On a beaucoup parlé de cette démonstration qu’il donne dans ses deux livres, comme quoi il était bien placé pour enquêter sur tous les attentats commis en Algérie ; on a abordé aussi son passé de tortionnaire puisque de nombreux témoignages l’attestent. Sur ce sujet, j’avais écrit dans mon livre sur la torture, en 2004, qu’il ne pouvait pas ne pas savoir. Je considère que j’étais de bonne foi compte tenu des éléments dont je dispose, y compris ceux qu’il donne corroborant sa participation à la Bataille d’Alger.
Comment, selon vous, va se conclure le délibéré du 3 novembre sur cette dernière assignation ?
A la première assignation, j’avais gagné en première instance et en appel. A la deuxième, à Marseille j’avais perdu en première instance et en appel, à la suite du premier où, interrogé par les journalistes à la sortie du tribunal, j’avais exprimé de façon un peu maladroite une vérité que le général Schmitt a considérée comme diffamatoire. Là, dans ce troisième procès, on est confiants. Toute la jurisprudence émet des critères pour qualifier la diffamation.
Quel est votre sentiment sur le fait que 60 ans après, ce type d’affaire conduise encore devant la barre, à une époque où l’on parle d’éclaircir les zones sombres de notre histoire ?
Je voudrais dire qu’il n’y a plus de doute sur le responsable de la mort d’Audin. Très vraisemblablement, c’est le lieutenant Garcet qui habite en Bretagne. Par contre, ce qui reste comme question, c’est est-ce sur ordre de Massu comme l’a laissé entendre Aussaresses.

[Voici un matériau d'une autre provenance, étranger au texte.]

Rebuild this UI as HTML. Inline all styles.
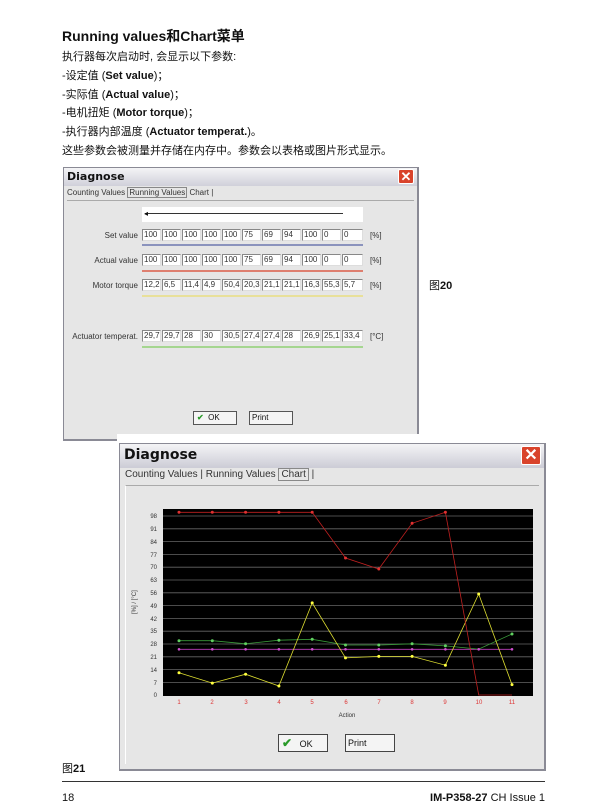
<!DOCTYPE html>
<html><head><meta charset="utf-8"><style>
*{margin:0;padding:0;box-sizing:border-box}
body{width:604px;height:812px;background:#fff;position:relative;font-family:"Liberation Sans","Noto Sans CJK SC",sans-serif;color:#111;overflow:hidden}
.a{position:absolute;white-space:nowrap}
.t{font-size:11px}
.cell{position:absolute;height:12px;border:1px solid #888;border-right-color:#ddd;border-bottom-color:#ddd;background:#fff;font-size:8px;line-height:10px;padding-left:1px;color:#333}
.lbl{position:absolute;font-size:8px;color:#333;text-align:right;width:80px}
.dt{font-family:"DejaVu Sans",sans-serif;font-weight:bold}
</style></head><body>
<div class="a" style="left:62px;top:26px;font-size:14px;font-weight:bold">Running values和Chart菜单</div>
<div class="a t" style="left:62px;top:48px">执行器每次启动时, 会显示以下参数:</div>
<div class="a t" style="left:62px;top:67px">-设定值 (<b>Set value</b>)；</div>
<div class="a t" style="left:62px;top:86px">-实际值 (<b>Actual value</b>)；</div>
<div class="a t" style="left:62px;top:104px">-电机扭矩 (<b>Motor torque</b>)；</div>
<div class="a t" style="left:62px;top:123px">-执行器内部温度 (<b>Actuator temperat.</b>)。</div>
<div class="a t" style="left:62px;top:142px">这些参数会被测量并存储在内存中。参数会以表格或图片形式显示。</div>

<!-- dialog 1 -->
<div class="a" style="left:63px;top:167px;width:356px;height:274px;background:#e6e6e6;border:1px solid #8a8a95;border-width:1px 2px 2px 1px">
 <div class="dt" style="height:18px;background:linear-gradient(#f4f4f6,#d0d0da);font-size:11px;padding:2px 3px">Diagnose</div>
 <div style="position:absolute;right:3px;top:1px;width:16px;height:15px;background:#d9432b;border:1px solid #fff;border-radius:2px;color:#fff;font-size:13px;line-height:13px;text-align:center;font-weight:bold">✕</div>
 <div style="position:absolute;left:3px;top:20px;font-size:8px;color:#333">Counting Values <span style="border:1px solid #888;padding:0 1px">Running Values</span> Chart |</div>
 <div style="position:absolute;left:3px;top:32px;right:3px;bottom:3px;border-top:1px solid #aaa"></div>
</div>
<div class="a" style="left:142px;top:207px;width:221px;height:15px;background:#fff"></div>
<div class="a" style="left:145px;top:213px;width:198px;height:1px;background:#333"></div>
<div class="a" style="left:144px;top:210px;font-size:8px;line-height:7px">◂</div>
<div class="a" style="left:142px;top:244px;width:221px;height:2px;background:#8b93bd"></div>
<div class="a" style="left:142px;top:270px;width:221px;height:2px;background:#de7f70"></div>
<div class="a" style="left:142px;top:295px;width:221px;height:2px;background:#e8e09a"></div>
<div class="a" style="left:142px;top:346px;width:221px;height:2px;background:#a5d690"></div>
<div class="a" style="left:193px;top:411px;width:44px;height:14px;border:1px solid #555;background:#f4f4f4;font-size:8px;line-height:12px;padding-left:3px"><span style="color:#2a9a2a;font-weight:bold">✔</span>&nbsp;&nbsp;OK</div>
<div class="a" style="left:249px;top:411px;width:44px;height:14px;border:1px solid #555;background:#f4f4f4;font-size:8px;line-height:12px;padding-left:2px">Print</div>
<div class="a t" style="left:429px;top:277px">图<b>20</b></div>

<!-- dialog 2 -->
<div class="a" style="left:117px;top:434px;width:432px;height:340px;background:#fff"></div>
<div class="a" style="left:119px;top:443px;width:427px;height:328px;background:#e6e6e6;border:1px solid #8a8a95;border-width:1px 2px 2px 1px">
 <div class="dt" style="height:24px;background:linear-gradient(#f4f4f6,#ccccd6);font-size:14px;padding:3px 4px">Diagnose</div>
 <div style="position:absolute;right:3px;top:2px;width:20px;height:19px;background:#d9432b;border:1px solid #fff;border-radius:2px;color:#fff;font-size:16px;line-height:17px;text-align:center;font-weight:bold">✕</div>
 <div style="position:absolute;left:5px;top:25px;font-size:10px;color:#333">Counting Values | Running Values <span style="border:1px solid #888;padding:0 2px">Chart</span> |</div>
 <div style="position:absolute;left:5px;top:41px;right:5px;bottom:5px;border-top:1px solid #aaa;border-left:1px solid #fff"></div>
</div>
<svg class="a" style="left:0;top:0" width="604" height="812">
 <rect x="163" y="509" width="370" height="187" fill="#000"/>
 <g stroke="#666" stroke-width="0.8">
 <line x1="163" x2="533" y1="516" y2="516"/><line x1="163" x2="533" y1="528.8" y2="528.8"/><line x1="163" x2="533" y1="541.6" y2="541.6"/><line x1="163" x2="533" y1="554.4" y2="554.4"/><line x1="163" x2="533" y1="567.2" y2="567.2"/><line x1="163" x2="533" y1="580" y2="580"/><line x1="163" x2="533" y1="592.8" y2="592.8"/><line x1="163" x2="533" y1="605.6" y2="605.6"/><line x1="163" x2="533" y1="618.4" y2="618.4"/><line x1="163" x2="533" y1="631.2" y2="631.2"/><line x1="163" x2="533" y1="644" y2="644"/><line x1="163" x2="533" y1="656.8" y2="656.8"/><line x1="163" x2="533" y1="669.6" y2="669.6"/><line x1="163" x2="533" y1="682.4" y2="682.4"/>
 </g>
 <g font-size="6" fill="#333" text-anchor="end" font-family="Liberation Sans">
 <text x="157" y="518">98</text><text x="157" y="531">91</text><text x="157" y="544">84</text><text x="157" y="557">77</text><text x="157" y="569">70</text><text x="157" y="582">63</text><text x="157" y="595">56</text><text x="157" y="608">49</text><text x="157" y="621">42</text><text x="157" y="633">35</text><text x="157" y="646">28</text><text x="157" y="659">21</text><text x="157" y="672">14</text><text x="157" y="685">7</text><text x="157" y="697">0</text>
 </g>
 <text transform="translate(136,614) rotate(-90)" font-size="6" fill="#333" font-family="Liberation Sans">[%] / [°C]</text>
 <g font-size="6" fill="#d33" text-anchor="middle" font-family="Liberation Sans">
 <text x="179" y="704">1</text><text x="212" y="704">2</text><text x="246" y="704">3</text><text x="279" y="704">4</text><text x="312" y="704">5</text><text x="346" y="704">6</text><text x="379" y="704">7</text><text x="412" y="704">8</text><text x="445" y="704">9</text><text x="479" y="704">10</text><text x="512" y="704">11</text>
 </g>
 <text x="347" y="717" font-size="6" fill="#333" text-anchor="middle" font-family="Liberation Sans">Action</text>
 <polyline fill="none" stroke="#c040c0" stroke-width="0.8" points="179,649.3 512,649.3"/>
 <polyline fill="none" stroke="#3a9a3a" stroke-width="0.8" points="179,640.7 212.3,640.7 245.6,643.8 278.9,640.2 312.2,639.3 345.5,645 378.8,645 412.1,643.8 445.4,645.9 478.7,649.1 512,634"/>
 <polyline fill="none" stroke="#dede30" stroke-width="0.8" points="179,672.7 212.3,683.1 245.6,674.2 278.9,686 312.2,602.9 345.5,657.9 378.8,656.4 412.1,656.4 445.4,665.2 478.7,594 512,684.6"/>
 <polyline fill="none" stroke="#c02020" stroke-width="0.8" points="179,512.3 212.3,512.3 245.6,512.3 278.9,512.3 312.2,512.3 345.5,558 378.8,569 412.1,523.3 445.4,512.3 478.7,695 512,695"/>
 <g fill="#e03030"><circle cx="179" cy="512.3" r="1.5"/><circle cx="212.3" cy="512.3" r="1.5"/><circle cx="245.6" cy="512.3" r="1.5"/><circle cx="278.9" cy="512.3" r="1.5"/><circle cx="312.2" cy="512.3" r="1.5"/><circle cx="345.5" cy="558" r="1.5"/><circle cx="378.8" cy="569" r="1.5"/><circle cx="412.1" cy="523.3" r="1.5"/><circle cx="445.4" cy="512.3" r="1.5"/></g>
 <g fill="#ffff40"><circle cx="179" cy="672.7" r="1.5"/><circle cx="212.3" cy="683.1" r="1.5"/><circle cx="245.6" cy="674.2" r="1.5"/><circle cx="278.9" cy="686" r="1.5"/><circle cx="312.2" cy="602.9" r="1.5"/><circle cx="345.5" cy="657.9" r="1.5"/><circle cx="378.8" cy="656.4" r="1.5"/><circle cx="412.1" cy="656.4" r="1.5"/><circle cx="445.4" cy="665.2" r="1.5"/><circle cx="478.7" cy="594" r="1.5"/><circle cx="512" cy="684.6" r="1.5"/></g>
 <g fill="#60d060"><circle cx="179" cy="640.7" r="1.5"/><circle cx="212.3" cy="640.7" r="1.5"/><circle cx="245.6" cy="643.8" r="1.5"/><circle cx="278.9" cy="640.2" r="1.5"/><circle cx="312.2" cy="639.3" r="1.5"/><circle cx="345.5" cy="645" r="1.5"/><circle cx="378.8" cy="645" r="1.5"/><circle cx="412.1" cy="643.8" r="1.5"/><circle cx="445.4" cy="645.9" r="1.5"/><circle cx="512" cy="634" r="1.5"/></g>
 <g fill="#d050d0"><circle cx="179" cy="649.3" r="1.3"/><circle cx="212.3" cy="649.3" r="1.3"/><circle cx="245.6" cy="649.3" r="1.3"/><circle cx="278.9" cy="649.3" r="1.3"/><circle cx="312.2" cy="649.3" r="1.3"/><circle cx="345.5" cy="649.3" r="1.3"/><circle cx="378.8" cy="649.3" r="1.3"/><circle cx="412.1" cy="649.3" r="1.3"/><circle cx="445.4" cy="649.3" r="1.3"/><circle cx="478.7" cy="649.3" r="1.3"/><circle cx="512" cy="649.3" r="1.3"/></g>
</svg>
<div class="a" style="left:278px;top:734px;width:50px;height:18px;border:1px solid #444;background:#f4f4f4;font-size:9px;line-height:16px;padding-left:3px"><span style="color:#2a9a2a;font-weight:bold;font-size:12px">✔</span>&nbsp;&nbsp;&nbsp;OK</div>
<div class="a" style="left:345px;top:734px;width:50px;height:18px;border:1px solid #444;background:#f4f4f4;font-size:9px;line-height:16px;padding-left:2px">Print</div>

<div class="a t" style="left:62px;top:760px">图<b>21</b></div>
<div class="a" style="left:62px;top:781px;width:483px;height:1px;background:#333"></div>
<div class="a t" style="left:62px;top:792px">18</div>
<div class="a t" style="right:59px;top:792px"><b>IM-P358-27</b> CH Issue 1</div>

<div class="a" style="left:0;top:0">
<div class="lbl" style="left:58px;top:231px">Set value</div>
<div class="lbl" style="left:58px;top:256px">Actual value</div>
<div class="lbl" style="left:58px;top:281px">Motor torque</div>
<div class="lbl" style="left:58px;top:332px">Actuator temperat.</div>
<div style="position:absolute;left:370px;top:231px;font-size:8px;color:#333">[%]</div>
<div style="position:absolute;left:370px;top:256px;font-size:8px;color:#333">[%]</div>
<div style="position:absolute;left:370px;top:281px;font-size:8px;color:#333">[%]</div>
<div style="position:absolute;left:370px;top:332px;font-size:8px;color:#333">[°C]</div>
<div class="cell" style="left:142px;top:229px;width:19px">100</div><div class="cell" style="left:162px;top:229px;width:19px">100</div><div class="cell" style="left:182px;top:229px;width:19px">100</div><div class="cell" style="left:202px;top:229px;width:19px">100</div><div class="cell" style="left:222px;top:229px;width:19px">100</div><div class="cell" style="left:242px;top:229px;width:19px">75</div><div class="cell" style="left:262px;top:229px;width:19px">69</div><div class="cell" style="left:282px;top:229px;width:19px">94</div><div class="cell" style="left:302px;top:229px;width:19px">100</div><div class="cell" style="left:322px;top:229px;width:19px">0</div><div class="cell" style="left:342px;top:229px;width:21px">0</div>
<div class="cell" style="left:142px;top:254px;width:19px">100</div><div class="cell" style="left:162px;top:254px;width:19px">100</div><div class="cell" style="left:182px;top:254px;width:19px">100</div><div class="cell" style="left:202px;top:254px;width:19px">100</div><div class="cell" style="left:222px;top:254px;width:19px">100</div><div class="cell" style="left:242px;top:254px;width:19px">75</div><div class="cell" style="left:262px;top:254px;width:19px">69</div><div class="cell" style="left:282px;top:254px;width:19px">94</div><div class="cell" style="left:302px;top:254px;width:19px">100</div><div class="cell" style="left:322px;top:254px;width:19px">0</div><div class="cell" style="left:342px;top:254px;width:21px">0</div>
<div class="cell" style="left:142px;top:279px;width:19px">12,2</div><div class="cell" style="left:162px;top:279px;width:19px">6,5</div><div class="cell" style="left:182px;top:279px;width:19px">11,4</div><div class="cell" style="left:202px;top:279px;width:19px">4,9</div><div class="cell" style="left:222px;top:279px;width:19px">50,4</div><div class="cell" style="left:242px;top:279px;width:19px">20,3</div><div class="cell" style="left:262px;top:279px;width:19px">21,1</div><div class="cell" style="left:282px;top:279px;width:19px">21,1</div><div class="cell" style="left:302px;top:279px;width:19px">16,3</div><div class="cell" style="left:322px;top:279px;width:19px">55,3</div><div class="cell" style="left:342px;top:279px;width:21px">5,7</div>
<div class="cell" style="left:142px;top:330px;width:19px">29,7</div><div class="cell" style="left:162px;top:330px;width:19px">29,7</div><div class="cell" style="left:182px;top:330px;width:19px">28</div><div class="cell" style="left:202px;top:330px;width:19px">30</div><div class="cell" style="left:222px;top:330px;width:19px">30,5</div><div class="cell" style="left:242px;top:330px;width:19px">27,4</div><div class="cell" style="left:262px;top:330px;width:19px">27,4</div><div class="cell" style="left:282px;top:330px;width:19px">28</div><div class="cell" style="left:302px;top:330px;width:19px">26,9</div><div class="cell" style="left:322px;top:330px;width:19px">25,1</div><div class="cell" style="left:342px;top:330px;width:21px">33,4</div>
</div>
</body></html>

C’est là où l’armée doit répondre de façon concrète.
Tant qu’il y aura des témoins qui pèseront pour taire la vérité, pourra-t-on en savoir plus, selon vous ?
On saura peut-être. Cela dépend du degré de la bataille d’exigence de vérité sur ces questions. Je voulais d’ailleurs parler d’un aspect important. Suite à mon déplacement à Alger et des entretiens accordés à El Watan, j’avais parlé du lieu où je pense que devrait se trouver le corps de Maurice Audin. Il y a eu une réaction du ministère des Moudjahidine qui s’est intéressé à l’ensemble de ces révélations, qui apportait une piste sur la possible inhumation du corps supposé de Maurice Audin, à Koléa. Je serais curieux de savoir ce qui a été fait depuis.